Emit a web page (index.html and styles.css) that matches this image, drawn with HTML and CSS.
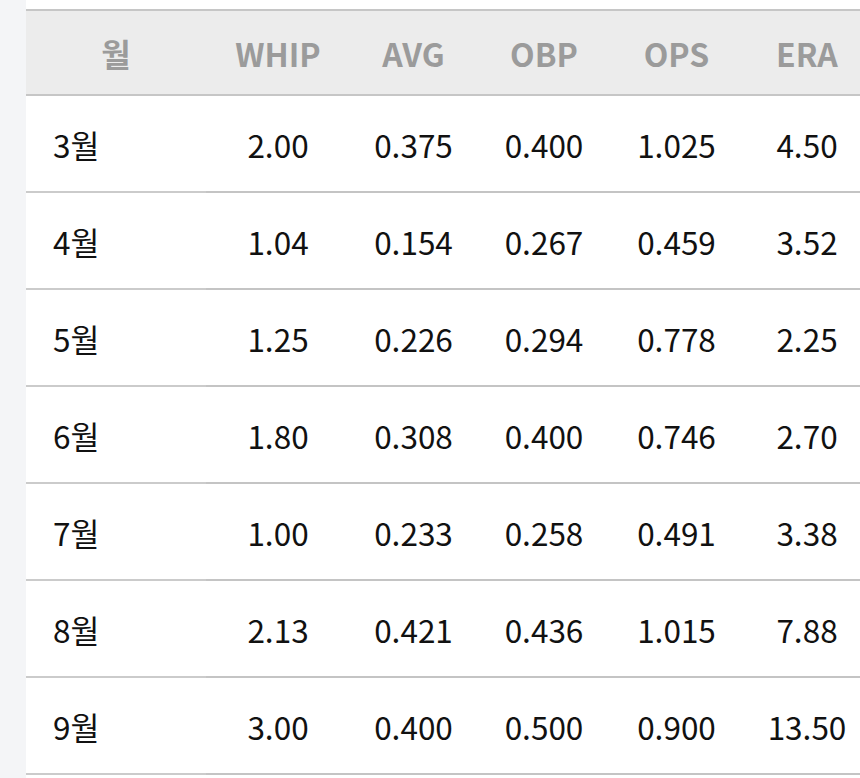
FILE: index.html
```html
<!DOCTYPE html>
<html lang="ko">
<head>
<meta charset="utf-8">
<link rel="stylesheet" href="styles.css">
</head>
<body>
<div class="panel">
  <table class="stats">
    <colgroup>
      <col class="c-month"><col class="c-whip"><col class="c-avg"><col class="c-obp"><col class="c-ops"><col class="c-era">
    </colgroup>
    <thead>
      <tr><th class="month">월</th><th>WHIP</th><th>AVG</th><th>OBP</th><th>OPS</th><th>ERA</th></tr>
    </thead>
    <tbody>
      <tr><td class="month">3월</td><td>2.00</td><td>0.375</td><td>0.400</td><td>1.025</td><td>4.50</td></tr>
      <tr><td class="month">4월</td><td>1.04</td><td>0.154</td><td>0.267</td><td>0.459</td><td>3.52</td></tr>
      <tr><td class="month">5월</td><td>1.25</td><td>0.226</td><td>0.294</td><td>0.778</td><td>2.25</td></tr>
      <tr><td class="month">6월</td><td>1.80</td><td>0.308</td><td>0.400</td><td>0.746</td><td>2.70</td></tr>
      <tr><td class="month">7월</td><td>1.00</td><td>0.233</td><td>0.258</td><td>0.491</td><td>3.38</td></tr>
      <tr><td class="month">8월</td><td>2.13</td><td>0.421</td><td>0.436</td><td>1.015</td><td>7.88</td></tr>
      <tr><td class="month">9월</td><td>3.00</td><td>0.400</td><td>0.500</td><td>0.900</td><td>13.50</td></tr>
    </tbody>
  </table>
</div>
</body>
</html>
```
FILE: styles.css
```css
html, body {
  margin: 0;
  padding: 0;
  background: #f4f5f7;
  overflow: hidden;
}
body {
  font-family: "Noto Sans CJK KR", "Noto Sans", sans-serif;
}
.panel {
  margin-left: 26px;
  width: 834px;
  height: 778px;
  background: #ffffff;
  padding-top: 9px;
  box-sizing: border-box;
  overflow: hidden;
}
.stats {
  table-layout: fixed;
  border-collapse: collapse;
  width: 846px;
}
.c-month { width: 180px; }
.c-whip { width: 144px; }
.c-avg { width: 127px; }
.c-obp { width: 134px; }
.c-ops { width: 131px; }
.c-era { width: 130px; }
.stats th {
  height: 83px;
  padding: 0;
  background: #ececec;
  color: #9b9b9b;
  font-size: 32px;
  font-weight: 700;
  text-align: center;
  border-top: 2px solid #c6c6c6;
  border-bottom: 2px solid #c6c6c6;
}
.stats td {
  height: 95px;
  padding: 0;
  color: #111111;
  font-size: 31.5px;
  font-weight: 400;
  text-align: center;
  border-bottom: 2px solid #c4c4c4;
}
.stats td.month {
  text-align: left;
  padding-left: 27px;
  border-bottom-color: #cbcbcb;
}
```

§ Your objective
Restate the data above exactly, stripping out each image.

§ Written solution
Emit a web page (index.html and styles.css) that matches this image, drawn with HTML and CSS.
FILE: index.html
```html
<!DOCTYPE html>
<html lang="ko">
<head>
<meta charset="utf-8">
<link rel="stylesheet" href="styles.css">
</head>
<body>
<div class="panel">
  <table class="stats">
    <colgroup>
      <col class="c-month"><col class="c-whip"><col class="c-avg"><col class="c-obp"><col class="c-ops"><col class="c-era">
    </colgroup>
    <thead>
      <tr><th class="month">월</th><th>WHIP</th><th>AVG</th><th>OBP</th><th>OPS</th><th>ERA</th></tr>
    </thead>
    <tbody>
      <tr><td class="month">3월</td><td>2.00</td><td>0.375</td><td>0.400</td><td>1.025</td><td>4.50</td></tr>
      <tr><td class="month">4월</td><td>1.04</td><td>0.154</td><td>0.267</td><td>0.459</td><td>3.52</td></tr>
      <tr><td class="month">5월</td><td>1.25</td><td>0.226</td><td>0.294</td><td>0.778</td><td>2.25</td></tr>
      <tr><td class="month">6월</td><td>1.80</td><td>0.308</td><td>0.400</td><td>0.746</td><td>2.70</td></tr>
      <tr><td class="month">7월</td><td>1.00</td><td>0.233</td><td>0.258</td><td>0.491</td><td>3.38</td></tr>
      <tr><td class="month">8월</td><td>2.13</td><td>0.421</td><td>0.436</td><td>1.015</td><td>7.88</td></tr>
      <tr><td class="month">9월</td><td>3.00</td><td>0.400</td><td>0.500</td><td>0.900</td><td>13.50</td></tr>
    </tbody>
  </table>
</div>
</body>
</html>
```
FILE: styles.css
```css
html, body {
  margin: 0;
  padding: 0;
  background: #f4f5f7;
  overflow: hidden;
}
body {
  font-family: "Noto Sans CJK KR", "Noto Sans", sans-serif;
}
.panel {
  margin-left: 26px;
  width: 834px;
  height: 778px;
  background: #ffffff;
  padding-top: 9px;
  box-sizing: border-box;
  overflow: hidden;
}
.stats {
  table-layout: fixed;
  border-collapse: collapse;
  width: 846px;
}
.c-month { width: 180px; }
.c-whip { width: 144px; }
.c-avg { width: 127px; }
.c-obp { width: 134px; }
.c-ops { width: 131px; }
.c-era { width: 130px; }
.stats th {
  height: 83px;
  padding: 0;
  background: #ececec;
  color: #9b9b9b;
  font-size: 32px;
  font-weight: 700;
  text-align: center;
  border-top: 2px solid #c6c6c6;
  border-bottom: 2px solid #c6c6c6;
}
.stats td {
  height: 95px;
  padding: 0;
  color: #111111;
  font-size: 31.5px;
  font-weight: 400;
  text-align: center;
  border-bottom: 2px solid #c4c4c4;
}
.stats td.month {
  text-align: left;
  padding-left: 27px;
  border-bottom-color: #cbcbcb;
}
```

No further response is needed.